WHAT YOU ARE ASKED TO DO
Scan the lines below for the string "with" and copy every one that has it.

COLLECTED MATERIAL

>>

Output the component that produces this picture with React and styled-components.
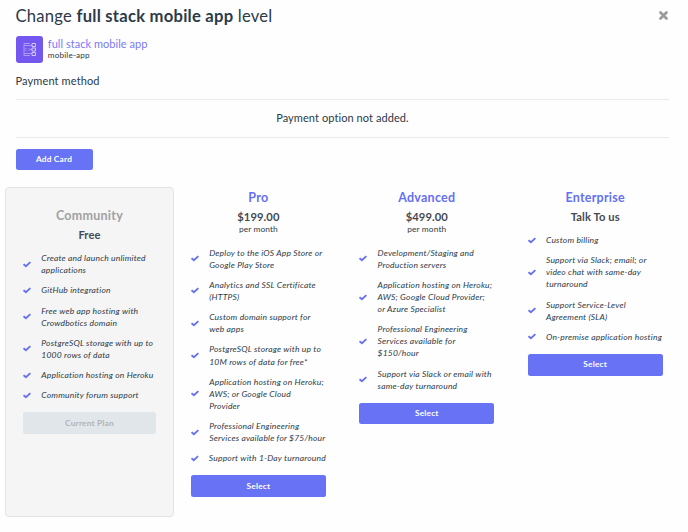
import React from 'react';
import styled, { createGlobalStyle } from 'styled-components';

const GlobalStyle = createGlobalStyle`
  * {
    box-sizing: border-box;
  }

  body {
    margin: 0;
    background: #fefefe;
    color: #2c3a49;
    font-family: Lato, 'Open Sans', sans-serif;
  }
`;

const Modal = styled.main`
  width: 688px;
  height: 532px;
  overflow: hidden;
`;

const Top = styled.section`
  padding: 0 18.6px 0 15.5px;
`;

const Header = styled.header`
  display: flex;
  align-items: center;
  justify-content: space-between;
  height: 31px;
`;

const Title = styled.h1`
  margin: 0;
  font-size: 16.6px;
  font-weight: 400;
  line-height: 32px;
  letter-spacing: 0.24px;
  white-space: nowrap;
`;

const CloseButton = styled.button`
  display: flex;
  padding: 0;
  border: 0;
  background: none;
`;

const AppInfo = styled.div`
  display: flex;
  gap: 5.3px;
  height: 27px;
  margin-top: 5.4px;
`;

const AppIcon = styled.div`
  display: flex;
  align-items: center;
  justify-content: center;
  width: 27px;
  height: 27px;
  border-radius: 3px;
  background: #7457ee;
`;

const AppName = styled.div`
  padding-top: 1px;
  color: #7c78f5;
  font-size: 11px;
  line-height: 14px;
  letter-spacing: 0.03px;
`;

const AppType = styled.div`
  font-size: 8.2px;
  line-height: 8px;
  letter-spacing: 0.15px;
`;

const SectionTitle = styled.h2`
  margin: 9.1px 0 0;
  font-size: 11px;
  font-weight: 400;
  line-height: 17px;
  letter-spacing: 0.12px;
`;

const PaymentOption = styled.div`
  height: 39px;
  margin-top: 9.5px;
  border-top: 1px solid #ebebeb;
  border-bottom: 1px solid #ebebeb;
  font-size: 11px;
  line-height: 36px;
  letter-spacing: 0.08px;
  text-align: center;
`;

const Button = styled.button`
  display: block;
  width: ${(props) => props.$width || '100%'};
  height: 21.5px;
  padding: 0;
  border: 0;
  border-radius: 2.5px;
  background: ${(props) => (props.disabled ? '#e1e6ea' : '#6772f4')};
  color: ${(props) => (props.disabled ? '#b1b4b8' : '#fff')};
  font-family: inherit;
  font-size: 8.3px;
  font-weight: 700;
  line-height: 21px;
  letter-spacing: 0.2px;
`;

const AddCard = styled.div`
  margin-top: 11px;
`;

const Plans = styled.div`
  display: grid;
  grid-template-columns: 169px 168.4px 168.4px 168.4px;
  height: 330.5px;
  margin: 16.5px 0 0 5px;
`;

const Plan = styled.article`
  padding: ${(props) => (props.$current ? '18px 17px 0' : '1px 16.5px 0 16.9px')};
  border: ${(props) => (props.$current ? '1px solid #e1e3e4' : '0')};
  border-radius: 4px;
  background: ${(props) => (props.$current ? '#f5f5f5' : 'transparent')};
`;

const PlanName = styled.h3`
  margin: 0;
  color: ${(props) => (props.$current ? '#a0a1a3' : '#6670f3')};
  font-size: 12.5px;
  font-weight: 700;
  line-height: 19px;
  letter-spacing: 0.25px;
  text-align: center;
`;

const Price = styled.div`
  margin-top: 2.5px;
  color: #444a53;
  font-size: 11.2px;
  font-weight: 700;
  line-height: 15px;
  letter-spacing: 0.1px;
  text-align: center;
`;

const Period = styled.div`
  margin-top: -0.5px;
  font-size: 8.4px;
  line-height: 10px;
  letter-spacing: 0.1px;
  text-align: center;
`;

const Features = styled.ul`
  display: flex;
  flex-direction: column;
  gap: 8.1px;
  margin: ${(props) => (props.$wide ? '12.6px' : '9.6px')} 0 11px;
  padding: 0;
  list-style: none;
`;

const Feature = styled.li`
  display: flex;
  align-items: center;
  gap: 10.3px;
  font-size: 8.5px;
  font-style: italic;
  line-height: 12.1px;
  letter-spacing: 0.19px;
  white-space: pre;
`;

const CheckIcon = () => (
  <svg width="8" height="7" viewBox="0 0 8 7" fill="none">
    <path d="M.5 3.2 2.9 5.3 7.4 1.1" stroke="#6670f3" strokeWidth="1.85" />
  </svg>
);

const CloseIcon = () => (
  <svg width="11" height="11" viewBox="0 0 11 11">
    <path d="M2.5 2.5l6 6M8.5 2.5l-6 6" stroke="#9b9b9b" strokeWidth="2.8" strokeLinecap="round" />
  </svg>
);

const MobileIcon = () => (
  <svg width="15" height="15" viewBox="0 0 15 15" fill="none" stroke="#b9a8fa" strokeWidth=".8">
    <path d="M8 1.5H2v12h6M2 3.5h6M2 11.5h6M4.5 6 3 7.5 4.5 9M6.5 6 8 7.5 6.5 9M8 3.5h2M8 7.5h2M8 11.5h2" />
    <path d="M10 1.5h3.5v3H10zM10 6h3.5v3H10zM10 10.5h3.5v3H10z" stroke="#d2c8fd" strokeWidth="1" />
  </svg>
);

const plans = [
  {
    name: 'Community',
    price: 'Free',
    current: true,
    features: [
      'Create and launch unlimited\napplications',
      'GitHub integration',
      'Free web app hosting with\nCrowdbotics domain',
      'PostgreSQL storage with up to\n1000 rows of data',
      'Application hosting on Heroku',
      'Community forum support',
    ],
  },
  {
    name: 'Pro',
    price: '$199.00',
    period: 'per month',
    features: [
      'Deploy to the iOS App Store or\nGoogle Play Store',
      'Analytics and SSL Certificate\n(HTTPS)',
      'Custom domain support for\nweb apps',
      'PostgreSQL storage with up to\n10M rows of data for free*',
      'Application hosting on Heroku;\nAWS; or Google Cloud\nProvider',
      'Professional Engineering\nServices available for $75/hour',
      'Support with 1-Day turnaround',
    ],
  },
  {
    name: 'Advanced',
    price: '$499.00',
    period: 'per month',
    features: [
      'Development/Staging and\nProduction servers',
      'Application hosting on Heroku;\nAWS; Google Cloud Provider;\nor Azure Specialist',
      'Professional Engineering\nServices available for\n$150/hour',
      'Support via Slack or email with\nsame-day turnaround',
    ],
  },
  {
    name: 'Enterprise',
    price: 'Talk To us',
    features: [
      'Custom billing',
      'Support via Slack; email; or\nvideo chat with same-day\nturnaround',
      'Support Service-Level\nAgreement (SLA)',
      'On-premise application hosting',
    ],
  },
];

function App() {
  return (
    <Modal>
      <GlobalStyle />
      <Top>
        <Header>
          <Title>
            Change <b>full stack mobile app</b> level
          </Title>
          <CloseButton aria-label="Close">
            <CloseIcon />
          </CloseButton>
        </Header>
        <AppInfo>
          <AppIcon>
            <MobileIcon />
          </AppIcon>
          <div>
            <AppName>full stack mobile app</AppName>
            <AppType>mobile-app</AppType>
          </div>
        </AppInfo>
        <SectionTitle>Payment method</SectionTitle>
        <PaymentOption>Payment option not added.</PaymentOption>
        <AddCard>
          <Button $width="77px">Add Card</Button>
        </AddCard>
      </Top>
      <Plans>
        {plans.map((plan) => (
          <Plan key={plan.name} $current={plan.current}>
            <PlanName $current={plan.current}>{plan.name}</PlanName>
            <Price>{plan.price}</Price>
            {plan.period && <Period>{plan.period}</Period>}
            <Features $wide={Boolean(plan.period)}>
              {plan.features.map((feature) => (
                <Feature key={feature}>
                  <CheckIcon />
                  <span>{feature}</span>
                </Feature>
              ))}
            </Features>
            <Button disabled={plan.current}>{plan.current ? 'Current Plan' : 'Select'}</Button>
          </Plan>
        ))}
      </Plans>
    </Modal>
  );
}

export default App;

<<

RESULT OF THE EXERCISE
Output the component that produces this picture with React and styled-components.
      'Free web app hosting with\nCrowdbotics domain',
      'PostgreSQL storage with up to\n1000 rows of data',
      'PostgreSQL storage with up to\n10M rows of data for free*',
      'Support with 1-Day turnaround',
      'Support via Slack or email with\nsame-day turnaround',
      'Support via Slack; email; or\nvideo chat with same-day\nturnaround',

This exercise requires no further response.